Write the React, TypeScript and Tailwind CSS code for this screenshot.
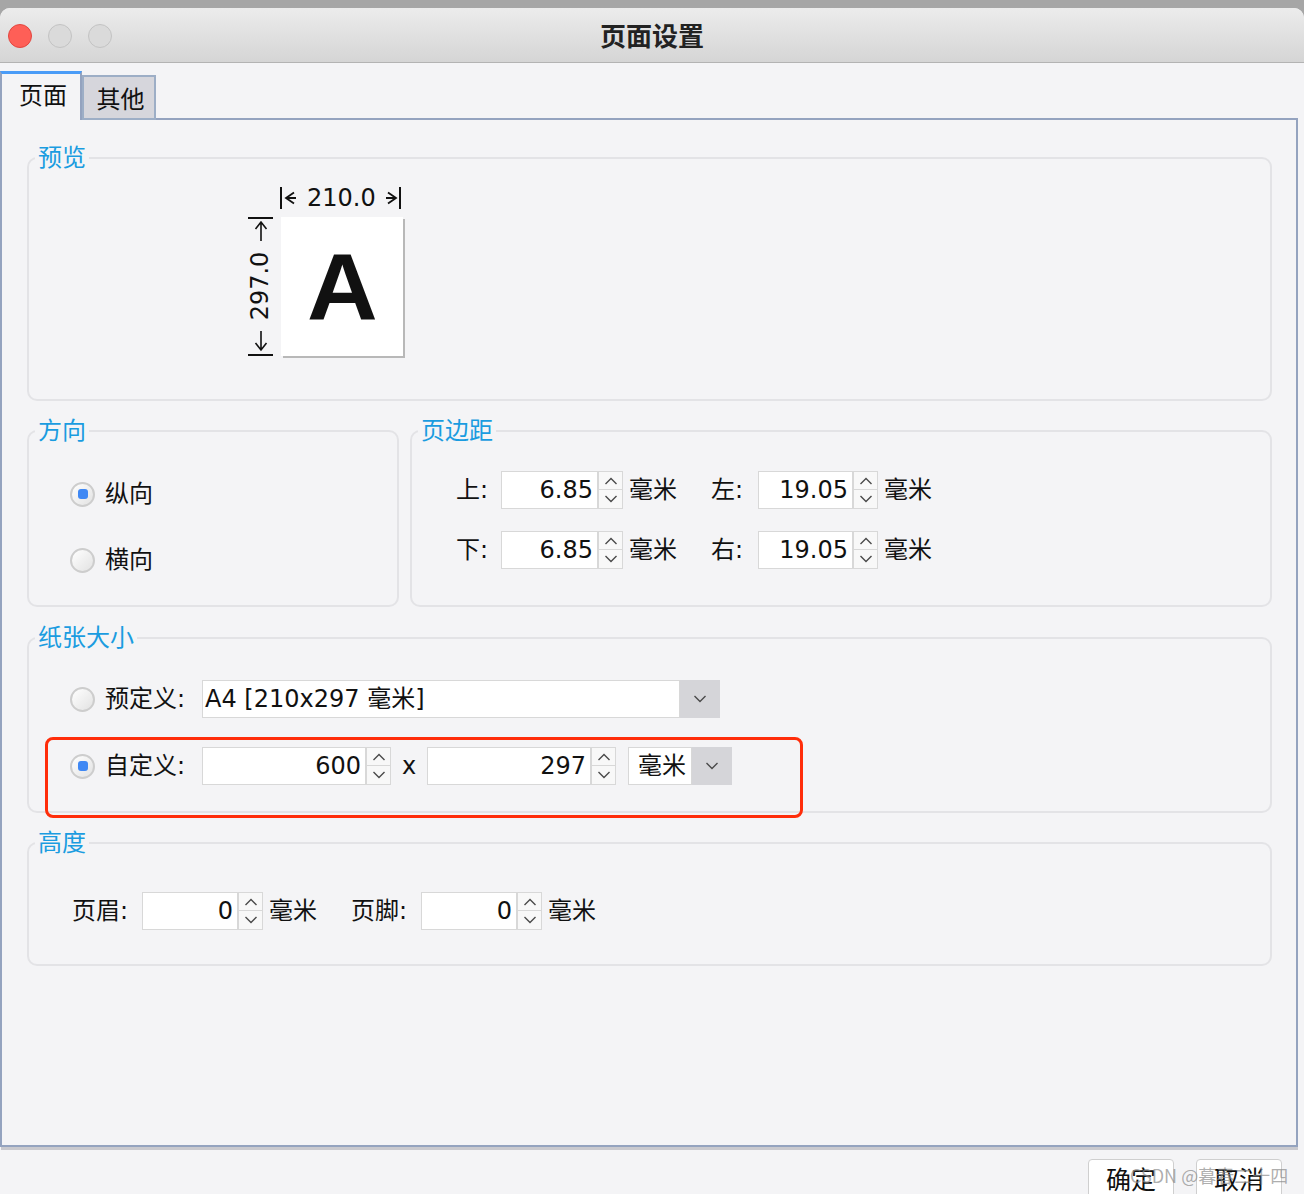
import React from 'react'

// Small chevron used by spinners and combo boxes
function Chevron({ up = false }: { up?: boolean }) {
  return (
    <svg width="14" height="8" viewBox="0 0 14 8" className="block">
      <path
        d={up ? 'M1.5 7 L7 1.5 L12.5 7' : 'M1.5 1 L7 6.5 L12.5 1'}
        fill="none"
        stroke="#4a4a4a"
        strokeWidth="1.4"
      />
    </svg>
  )
}

function Radio({ checked = false }: { checked?: boolean }) {
  return (
    <span className="w-[25px] h-[25px] rounded-full border-2 border-[#cdcdcd] bg-linear-to-br from-white to-[#e2e2e2] flex items-center justify-center shrink-0">
      {checked && <span className="w-[10px] h-[10px] rounded-[3px] bg-[#3f88f4]" />}
    </span>
  )
}

function Spinner({ value, fieldClass }: { value: string; fieldClass: string }) {
  return (
    <div className="flex h-[38px]">
      <div className={`${fieldClass} h-full bg-white border border-[#d8d8d8] flex items-center justify-end pr-[4px]`}>
        {value}
      </div>
      <div className="w-[25px] h-full flex flex-col">
        <div className="h-1/2 bg-[#f8f8f8] border border-[#d8d8d8] flex items-center justify-center">
          <Chevron up />
        </div>
        <div className="h-1/2 bg-[#f8f8f8] border border-t-0 border-[#d8d8d8] flex items-center justify-center">
          <Chevron />
        </div>
      </div>
    </div>
  )
}

function Group({
  title,
  className = '',
  children,
}: {
  title: string
  className?: string
  children: React.ReactNode
}) {
  return (
    <fieldset className={`shrink-0 border-2 border-[#e3e3e6] rounded-[10px] ${className}`}>
      <legend className="ml-[6px] px-[3px] text-[24px] leading-[30px] text-[#1a9ce0]">{title}</legend>
      {children}
    </fieldset>
  )
}

function HArrow({ left = false }: { left?: boolean }) {
  return (
    <svg width="14" height="16" viewBox="0 0 14 16" className="block">
      <path
        d={left ? 'M2 8 H12 M10 2.5 L2 8 L10 13.5' : 'M2 8 H12 M4 2.5 L12 8 L4 13.5'}
        fill="none"
        stroke="#111"
        strokeWidth="1.8"
      />
    </svg>
  )
}

function VArrow({ up = false }: { up?: boolean }) {
  return (
    <svg width="16" height="22" viewBox="0 0 16 22" className="block">
      <path
        d={up ? 'M8 2 V21 M2.5 9 L8 2 L13.5 9' : 'M8 1 V20 M2.5 13 L8 20 L13.5 13'}
        fill="none"
        stroke="#111"
        strokeWidth="1.6"
      />
    </svg>
  )
}

function Preview() {
  return (
    <div className="pl-[219px] pt-[13px]">
      <div className="flex items-center h-[24px] ml-[32px]">
        <span className="w-[2px] h-[22px] bg-[#111]" />
        <span className="ml-[2px]"><HArrow left /></span>
        <span className="ml-[9px] leading-[24px]">210.0</span>
        <span className="ml-[8px]"><HArrow /></span>
        <span className="ml-[1px] w-[2px] h-[22px] bg-[#111]" />
      </div>
      <div className="flex mt-[7px]">
        <div className="w-[25px] h-[139px] flex flex-col items-center">
          <span className="w-[25px] h-[2px] bg-[#111]" />
          <span className="mt-[1px]"><VArrow up /></span>
          <div className="h-[88px] w-[25px] flex items-center justify-center">
            <span className="-rotate-90 whitespace-nowrap leading-[24px]">297.0</span>
          </div>
          <span><VArrow /></span>
          <span className="mt-auto w-[25px] h-[2px] bg-[#111]" />
        </div>
        <div className="ml-[8px] w-[122px] h-[139px] bg-white shadow-[2px_2px_0_#b8b8b8] flex items-center justify-center">
          <span className="font-['Liberation_Sans',sans-serif] font-bold text-[95px] leading-none mt-[2px] scale-x-[1.03]">A</span>
        </div>
      </div>
    </div>
  )
}

export default function App() {
  return (
    <div className="relative w-[1304px] h-[1194px] overflow-hidden bg-[#a6a6a6] text-[#111] text-[24px] font-['DejaVu_Sans','Noto_Sans_CJK_SC',sans-serif]">
      <div className="h-[8px]" />
      <div className="h-[1186px] rounded-t-[10px] bg-[#f4f4f6] flex flex-col overflow-hidden">
        {/* Title bar */}
        <div className="relative h-[55px] shrink-0 bg-linear-to-b from-[#ececec] to-[#d5d5d5] border-b border-[#b3b3b3] flex items-center">
          <div className="flex items-center gap-[16px] pl-[8px] pt-[2px]">
            <span className="w-[24px] h-[24px] rounded-full bg-[#fe5f57] border border-[#e2463f]" />
            <span className="w-[24px] h-[24px] rounded-full bg-[#dadada] border border-[#c3c3c3]" />
            <span className="w-[24px] h-[24px] rounded-full bg-[#dadada] border border-[#c3c3c3]" />
          </div>
          <div className="absolute inset-0 flex items-center justify-center pb-[1px] font-['Noto_Sans_CJK_SC',sans-serif] font-bold text-[26px] text-[#222]">
            页面设置
          </div>
        </div>

        {/* Tabs */}
        <div className="mt-[8px] h-[49px] flex shrink-0 mr-[6px]">
          <div className="w-[82px] h-full border-t-[3px] border-t-[#4a9cf7] border-l-2 border-r-2 border-[#94a3bf] flex items-center justify-center pl-[4px] pb-[2px]">
            页面
          </div>
          <div className="w-[74px] mt-[4px] h-[45px] bg-[#d6d6dc] border-2 border-[#9daec6] flex items-center justify-center pl-[3px] pt-[4px]">
            其他
          </div>
          <div className="flex-1 border-b-2 border-[#94a3bf]" />
        </div>

        {/* Panel */}
        <div className="h-[1027px] shrink-0 mr-[6px] border-l-2 border-r-2 border-b-2 border-[#94a3bf] pt-[23px] pl-[25px] pr-[24px] flex flex-col">
          <Group title="预览" className="h-[258px]">
            <Preview />
          </Group>

          <div className="flex gap-[11px] mt-[15px] shrink-0">
            <Group title="方向" className="w-[372px] h-[191px]">
              <div className="pl-[41px] pt-[28px] flex flex-col gap-[26px]">
                <label className="flex items-center gap-[10px] h-[40px]">
                  <Radio checked />
                  <span>纵向</span>
                </label>
                <label className="flex items-center gap-[10px] h-[40px]">
                  <Radio />
                  <span>横向</span>
                </label>
              </div>
            </Group>

            <Group title="页边距" className="flex-1 h-[191px]">
              <div className="pl-[44px] pt-[25px] flex flex-col gap-[22px]">
                <div className="flex items-center">
                  <span className="w-[45px]">上:</span>
                  <Spinner value="6.85" fieldClass="w-[97px]" />
                  <span className="ml-[6px]">毫米</span>
                  <span className="ml-[34px] w-[47px]">左:</span>
                  <Spinner value="19.05" fieldClass="w-[95px]" />
                  <span className="ml-[6px]">毫米</span>
                </div>
                <div className="flex items-center">
                  <span className="w-[45px]">下:</span>
                  <Spinner value="6.85" fieldClass="w-[97px]" />
                  <span className="ml-[6px]">毫米</span>
                  <span className="ml-[34px] w-[47px]">右:</span>
                  <Spinner value="19.05" fieldClass="w-[95px]" />
                  <span className="ml-[6px]">毫米</span>
                </div>
              </div>
            </Group>
          </div>

          <Group title="纸张大小" className="h-[190px] mt-[16px]">
            <div className="pl-[41px] pt-[27px] flex flex-col gap-[29px]">
              <div className="flex items-center">
                <Radio />
                <span className="ml-[10px] w-[97px]">预定义:</span>
                <div className="flex h-[38px]">
                  <div className="w-[478px] h-full bg-white border border-[#d8d8d8] flex items-center pl-[2px]">
                    A4 [210x297 毫米]
                  </div>
                  <div className="w-[40px] h-full bg-[#d5d5d9] flex items-center justify-center">
                    <Chevron />
                  </div>
                </div>
              </div>
              <div className="flex items-center">
                <Radio checked />
                <span className="ml-[10px] w-[97px]">自定义:</span>
                <Spinner value="600" fieldClass="w-[164px]" />
                <span className="w-[36px] text-center">x</span>
                <Spinner value="297" fieldClass="w-[164px]" />
                <div className="ml-[12px] flex h-[38px]">
                  <div className="w-[64px] h-full bg-white border border-[#d8d8d8] flex items-center pl-[9px]">
                    毫米
                  </div>
                  <div className="w-[40px] h-full bg-[#d5d5d9] flex items-center justify-center">
                    <Chevron />
                  </div>
                </div>
              </div>
            </div>
          </Group>

          <Group title="高度" className="h-[138px] mt-[15px]">
            <div className="pl-[43px] pt-[34px] flex items-center">
              <span className="w-[70px]">页眉:</span>
              <Spinner value="0" fieldClass="w-[96px]" />
              <span className="ml-[6px]">毫米</span>
              <span className="ml-[34px] w-[70px]">页脚:</span>
              <Spinner value="0" fieldClass="w-[96px]" />
              <span className="ml-[6px]">毫米</span>
            </div>
          </Group>
        </div>
        <div className="h-[3px] shrink-0 ml-[1px] mr-[6px] bg-[#c9c9ce]" />

        {/* Buttons */}
        <div className="mt-[9px] shrink-0 flex justify-end gap-[22px] pr-[22px]">
          <button className="w-[86px] h-[44px] bg-white border border-[#cfcfcf] rounded-[4px] flex items-center justify-center text-[25px]">
            确定
          </button>
          <button className="w-[86px] h-[44px] bg-white border border-[#cfcfcf] rounded-[4px] flex items-center justify-center text-[25px]">
            取消
          </button>
        </div>
      </div>

      {/* annotation frame */}
      <div className="absolute left-[45px] top-[737px] w-[758px] h-[81px] border-[3px] border-[#ff2d0a] rounded-[8px] pointer-events-none" />
      {/* watermark */}
      <span className="absolute left-[1130px] top-[1163px] text-[18px] leading-[24px] font-['Noto_Sans_CJK_SC',sans-serif] text-[#8a8a8a]/70 whitespace-nowrap pointer-events-none">
        CSDN @暮春二十四
      </span>
    </div>
  )
}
──────────────────────────────
| Do this |
Begin at the first line of the material and copy each line exactly through the one containing "import React from 'react'". Omit pictures.

| Correct output |
Write the React, TypeScript and Tailwind CSS code for this screenshot.
import React from 'react'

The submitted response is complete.